[Begin Given information]

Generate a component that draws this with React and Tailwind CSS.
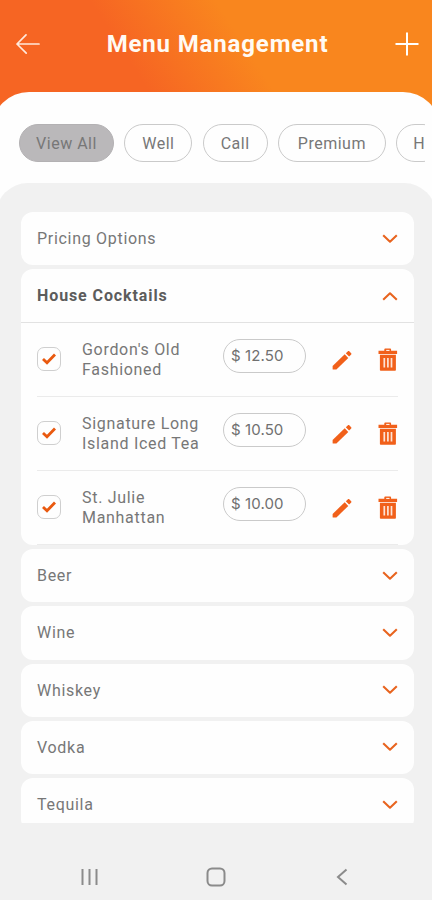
import React, { useState } from "react";
import clsx from "clsx";

const FILTERS = [
	{ name: "View All", width: "w-[95px]" },
	{ name: "Well", width: "w-[68px]" },
	{ name: "Call", width: "w-[65px]" },
	{ name: "Premium", width: "w-[108px]" },
	{ name: "H", width: "w-[46px]" },
];

const COCKTAILS = [
	{ id: 1, name: "Gordon's Old Fashioned", price: "12.50" },
	{ id: 2, name: "Signature Long Island Iced Tea", price: "10.50" },
	{ id: 3, name: "St. Julie Manhattan", price: "10.00" },
];

const SECTIONS = [
	{ name: "Pricing Options", items: [] },
	{ name: "House Cocktails", items: COCKTAILS },
	{ name: "Beer", items: [] },
	{ name: "Wine", items: [] },
	{ name: "Whiskey", items: [] },
	{ name: "Vodka", items: [] },
	{ name: "Tequila", items: [] },
];

const Chevron = ({ open }) => (
	<svg
		className={clsx("w-4 h-4 shrink-0", open && "rotate-180")}
		viewBox="0 0 16 16"
		fill="none"
		stroke="#e8641f"
		strokeWidth="2.1"
	>
		<path d="M1.2 4.3 8 10.7l6.8-6.4" strokeLinejoin="round" />
	</svg>
);

const Pencil = () => (
	<svg className="w-5 h-5" viewBox="0 0 20 20" fill="#f1601a">
		<path d="M.6 19v-3.1L12.7 4.3l3.6 3.6L4.4 19.6H1.2q-.6 0-.6-.6z" />
		<path d="M13.8 3.3 15.7 1.400c.6-.6 1.200-.6 1.800 0l1.500 1.500c.6.6.6 1.200 0 1.800l-1.900 1.900z" />
	</svg>
);

const Trash = () => (
	<svg className="w-5 h-6" viewBox="0 0 20 24">
		<path
			d="M.5 2.8h5.800V1.4q0-.9.9-.9h5q.9 0 .9.9v1.400h6v3.200H.5z"
			fill="#f1601a"
		/>
		<path d="M8.2 1.900h3.300v1H8.200z" fill="#fff" />
		<path d="M1.900 6.700h16v15.200q0 .8-.8.8H2.700q-.8 0-.8-.8z" fill="#f1601a" />
		<path
			d="M6.300 10v9.500M9.900 10v9.500M13.500 10v9.500"
			stroke="#fde3d5"
			strokeWidth="1.7"
		/>
	</svg>
);

const Header = () => (
	<header className="h-[92px] shrink-0 flex items-center justify-between pl-4 pr-[13px] pb-1">
		<svg
			className="w-6 h-5"
			viewBox="0 0 24 20"
			fill="none"
			stroke="#ffe9dc"
			strokeWidth="1.7"
			strokeLinecap="round"
		>
			<path d="M1 10h22M10 .9 1 10l9.2 9.1" strokeLinejoin="round" />
		</svg>
		<h1 className="text-[24px] font-bold tracking-[0.85px] text-[#fffaf3]">
			Menu Management
		</h1>
		<svg className="w-6 h-6" viewBox="0 0 24 24" stroke="#fff" strokeWidth="2">
			<path d="M12 .5v23M.5 12h23" />
		</svg>
	</header>
);

const MenuItem = ({ item }) => {
	const [checked, setChecked] = useState(true);

	return (
		<li className="h-[74px] flex items-center border-b border-[#ebebeb]">
			<button
				onClick={() => setChecked(!checked)}
				className="w-6 h-6 mb-px shrink-0 rounded-[7px] border border-[#cfcfcf] flex items-center justify-center"
			>
				{checked && (
					<svg className="w-3.5 h-3" viewBox="0 0 14 12" fill="none">
						<path d="M1 6l4 3.8L13 1.6" stroke="#e9590f" strokeWidth="2.8" />
					</svg>
				)}
			</button>
			<div className="w-[126px] ml-[21px] shrink-0 pt-px leading-5 tracking-[0.7px]">
				{item.name}
			</div>
			<div className="w-[83px] h-[34px] ml-[15px] -mt-[7px] shrink-0 rounded-full border border-[#cacaca] pl-[7px] flex items-center font-['Inter',sans-serif] text-[15px] tracking-[0.1px] text-[#707070]">
				$ {item.price}
			</div>
			<div className="flex-1 flex items-center justify-between pl-[26px] pt-px">
				<Pencil />
				<Trash />
			</div>
		</li>
	);
};

const Section = ({ section }) => {
	const open = section.items.length > 0;

	return (
		<section className="shrink-0 rounded-[12px] bg-[#fefefe]">
			<div
				className={clsx(
					"flex items-center justify-between px-4",
					open
						? "h-[54px] border-b border-[#e2e2e2] font-bold text-[#5c5c5c]"
						: "h-[53.2px]"
				)}
			>
				<span className={open ? "pt-px tracking-[0.9px]" : "pt-px tracking-[0.7px]"}>
					{section.name}
				</span>
				<Chevron open={open} />
			</div>
			{open && (
				<ul className="px-4">
					{section.items.map((item) => (
						<MenuItem key={item.id} item={item} />
					))}
				</ul>
			)}
		</section>
	);
};

const SystemBar = () => (
	<nav className="h-[77px] shrink-0 pl-[59px] pr-[62px] pt-[31px] flex justify-between">
		<svg className="w-[19px] h-[46px]" viewBox="0 0 19 46" stroke="#8b8b8b" strokeWidth="2">
			<path d="M2.5 15v16M9.5 15v16M16.500 15v16" />
		</svg>
		<svg className="w-5 h-[46px]" viewBox="0 0 20 46" fill="none" stroke="#8b8b8b" strokeWidth="2">
			<rect x="1.5" y="14.5" width="17" height="17" rx="4.5" />
		</svg>
		<svg className="w-5 h-[46px]" viewBox="0 0 20 46" fill="none" stroke="#8b8b8b" strokeWidth="2">
			<path d="M14.500 15.500 6 23l8.500 7.500" />
		</svg>
	</nav>
);

export default function App() {
	const [selected, setSelected] = useState("View All");

	return (
		<div className="h-[900px] w-[432px] overflow-hidden flex flex-col bg-[linear-gradient(57deg,#f66523_32%,#f9861e_57%)] bg-[length:100%_110px] bg-no-repeat font-['Roboto',sans-serif] text-base text-[#777]">
			<Header />
			<div className="-mx-2 px-2 flex-1 min-h-0 flex flex-col rounded-t-[37px] bg-[#fefefe] overflow-hidden">
				<div className="h-[91px] shrink-0 ml-[19px] mr-[7px] pt-8 flex gap-[10.3px] overflow-hidden">
					{FILTERS.map((filter) => (
						<button
							key={filter.name}
							onClick={() => setSelected(filter.name)}
							className={clsx(
								"h-[38px] shrink-0 rounded-full border pt-px tracking-[0.5px]",
								filter.width,
								selected === filter.name
									? "bg-[#bab8ba] border-[#b3b1b3]"
									: "border-[#cacaca]"
							)}
						>
							{filter.name}
						</button>
					))}
				</div>
				<div className="-mx-1 pl-[25px] pr-[22px] pt-[29px] flex-1 min-h-0 flex flex-col rounded-t-[32px] bg-[#f1f1f1]">
					<main className="flex-1 min-h-0 flex flex-col gap-1 overflow-hidden">
						{SECTIONS.map((section) => (
							<Section key={section.name} section={section} />
						))}
					</main>
					<SystemBar />
				</div>
			</div>
		</div>
	);
}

[End Given information]

__Task brief__
Write out each line of the data exactly; the images should be left out.

__Answer below__
Generate a component that draws this with React and Tailwind CSS.
import React, { useState } from "react";
import clsx from "clsx";

const FILTERS = [
	{ name: "View All", width: "w-[95px]" },
	{ name: "Well", width: "w-[68px]" },
	{ name: "Call", width: "w-[65px]" },
	{ name: "Premium", width: "w-[108px]" },
	{ name: "H", width: "w-[46px]" },
];

const COCKTAILS = [
	{ id: 1, name: "Gordon's Old Fashioned", price: "12.50" },
	{ id: 2, name: "Signature Long Island Iced Tea", price: "10.50" },
	{ id: 3, name: "St. Julie Manhattan", price: "10.00" },
];

const SECTIONS = [
	{ name: "Pricing Options", items: [] },
	{ name: "House Cocktails", items: COCKTAILS },
	{ name: "Beer", items: [] },
	{ name: "Wine", items: [] },
	{ name: "Whiskey", items: [] },
	{ name: "Vodka", items: [] },
	{ name: "Tequila", items: [] },
];

const Chevron = ({ open }) => (
	<svg
		className={clsx("w-4 h-4 shrink-0", open && "rotate-180")}
		viewBox="0 0 16 16"
		fill="none"
		stroke="#e8641f"
		strokeWidth="2.1"
	>
		<path d="M1.2 4.3 8 10.7l6.8-6.4" strokeLinejoin="round" />
	</svg>
);

const Pencil = () => (
	<svg className="w-5 h-5" viewBox="0 0 20 20" fill="#f1601a">
		<path d="M.6 19v-3.1L12.7 4.3l3.6 3.6L4.4 19.6H1.2q-.6 0-.6-.6z" />
		<path d="M13.8 3.3 15.7 1.400c.6-.6 1.200-.6 1.800 0l1.500 1.500c.6.6.6 1.200 0 1.800l-1.900 1.900z" />
	</svg>
);

const Trash = () => (
	<svg className="w-5 h-6" viewBox="0 0 20 24">
		<path
			d="M.5 2.8h5.800V1.4q0-.9.9-.9h5q.9 0 .9.9v1.400h6v3.200H.5z"
			fill="#f1601a"
		/>
		<path d="M8.2 1.900h3.300v1H8.200z" fill="#fff" />
		<path d="M1.900 6.700h16v15.200q0 .8-.8.8H2.700q-.8 0-.8-.8z" fill="#f1601a" />
		<path
			d="M6.300 10v9.500M9.900 10v9.500M13.500 10v9.500"
			stroke="#fde3d5"
			strokeWidth="1.7"
		/>
	</svg>
);

const Header = () => (
	<header className="h-[92px] shrink-0 flex items-center justify-between pl-4 pr-[13px] pb-1">
		<svg
			className="w-6 h-5"
			viewBox="0 0 24 20"
			fill="none"
			stroke="#ffe9dc"
			strokeWidth="1.7"
			strokeLinecap="round"
		>
			<path d="M1 10h22M10 .9 1 10l9.2 9.1" strokeLinejoin="round" />
		</svg>
		<h1 className="text-[24px] font-bold tracking-[0.85px] text-[#fffaf3]">
			Menu Management
		</h1>
		<svg className="w-6 h-6" viewBox="0 0 24 24" stroke="#fff" strokeWidth="2">
			<path d="M12 .5v23M.5 12h23" />
		</svg>
	</header>
);

const MenuItem = ({ item }) => {
	const [checked, setChecked] = useState(true);

	return (
		<li className="h-[74px] flex items-center border-b border-[#ebebeb]">
			<button
				onClick={() => setChecked(!checked)}
				className="w-6 h-6 mb-px shrink-0 rounded-[7px] border border-[#cfcfcf] flex items-center justify-center"
			>
				{checked && (
					<svg className="w-3.5 h-3" viewBox="0 0 14 12" fill="none">
						<path d="M1 6l4 3.8L13 1.6" stroke="#e9590f" strokeWidth="2.8" />
					</svg>
				)}
			</button>
			<div className="w-[126px] ml-[21px] shrink-0 pt-px leading-5 tracking-[0.7px]">
				{item.name}
			</div>
			<div className="w-[83px] h-[34px] ml-[15px] -mt-[7px] shrink-0 rounded-full border border-[#cacaca] pl-[7px] flex items-center font-['Inter',sans-serif] text-[15px] tracking-[0.1px] text-[#707070]">
				$ {item.price}
			</div>
			<div className="flex-1 flex items-center justify-between pl-[26px] pt-px">
				<Pencil />
				<Trash />
			</div>
		</li>
	);
};

const Section = ({ section }) => {
	const open = section.items.length > 0;

	return (
		<section className="shrink-0 rounded-[12px] bg-[#fefefe]">
			<div
				className={clsx(
					"flex items-center justify-between px-4",
					open
						? "h-[54px] border-b border-[#e2e2e2] font-bold text-[#5c5c5c]"
						: "h-[53.2px]"
				)}
			>
				<span className={open ? "pt-px tracking-[0.9px]" : "pt-px tracking-[0.7px]"}>
					{section.name}
				</span>
				<Chevron open={open} />
			</div>
			{open && (
				<ul className="px-4">
					{section.items.map((item) => (
						<MenuItem key={item.id} item={item} />
					))}
				</ul>
			)}
		</section>
	);
};

const SystemBar = () => (
	<nav className="h-[77px] shrink-0 pl-[59px] pr-[62px] pt-[31px] flex justify-between">
		<svg className="w-[19px] h-[46px]" viewBox="0 0 19 46" stroke="#8b8b8b" strokeWidth="2">
			<path d="M2.5 15v16M9.5 15v16M16.500 15v16" />
		</svg>
		<svg className="w-5 h-[46px]" viewBox="0 0 20 46" fill="none" stroke="#8b8b8b" strokeWidth="2">
			<rect x="1.5" y="14.5" width="17" height="17" rx="4.5" />
		</svg>
		<svg className="w-5 h-[46px]" viewBox="0 0 20 46" fill="none" stroke="#8b8b8b" strokeWidth="2">
			<path d="M14.500 15.500 6 23l8.500 7.500" />
		</svg>
	</nav>
);

export default function App() {
	const [selected, setSelected] = useState("View All");

	return (
		<div className="h-[900px] w-[432px] overflow-hidden flex flex-col bg-[linear-gradient(57deg,#f66523_32%,#f9861e_57%)] bg-[length:100%_110px] bg-no-repeat font-['Roboto',sans-serif] text-base text-[#777]">
			<Header />
			<div className="-mx-2 px-2 flex-1 min-h-0 flex flex-col rounded-t-[37px] bg-[#fefefe] overflow-hidden">
				<div className="h-[91px] shrink-0 ml-[19px] mr-[7px] pt-8 flex gap-[10.3px] overflow-hidden">
					{FILTERS.map((filter) => (
						<button
							key={filter.name}
							onClick={() => setSelected(filter.name)}
							className={clsx(
								"h-[38px] shrink-0 rounded-full border pt-px tracking-[0.5px]",
								filter.width,
								selected === filter.name
									? "bg-[#bab8ba] border-[#b3b1b3]"
									: "border-[#cacaca]"
							)}
						>
							{filter.name}
						</button>
					))}
				</div>
				<div className="-mx-1 pl-[25px] pr-[22px] pt-[29px] flex-1 min-h-0 flex flex-col rounded-t-[32px] bg-[#f1f1f1]">
					<main className="flex-1 min-h-0 flex flex-col gap-1 overflow-hidden">
						{SECTIONS.map((section) => (
							<Section key={section.name} section={section} />
						))}
					</main>
					<SystemBar />
				</div>
			</div>
		</div>
	);
}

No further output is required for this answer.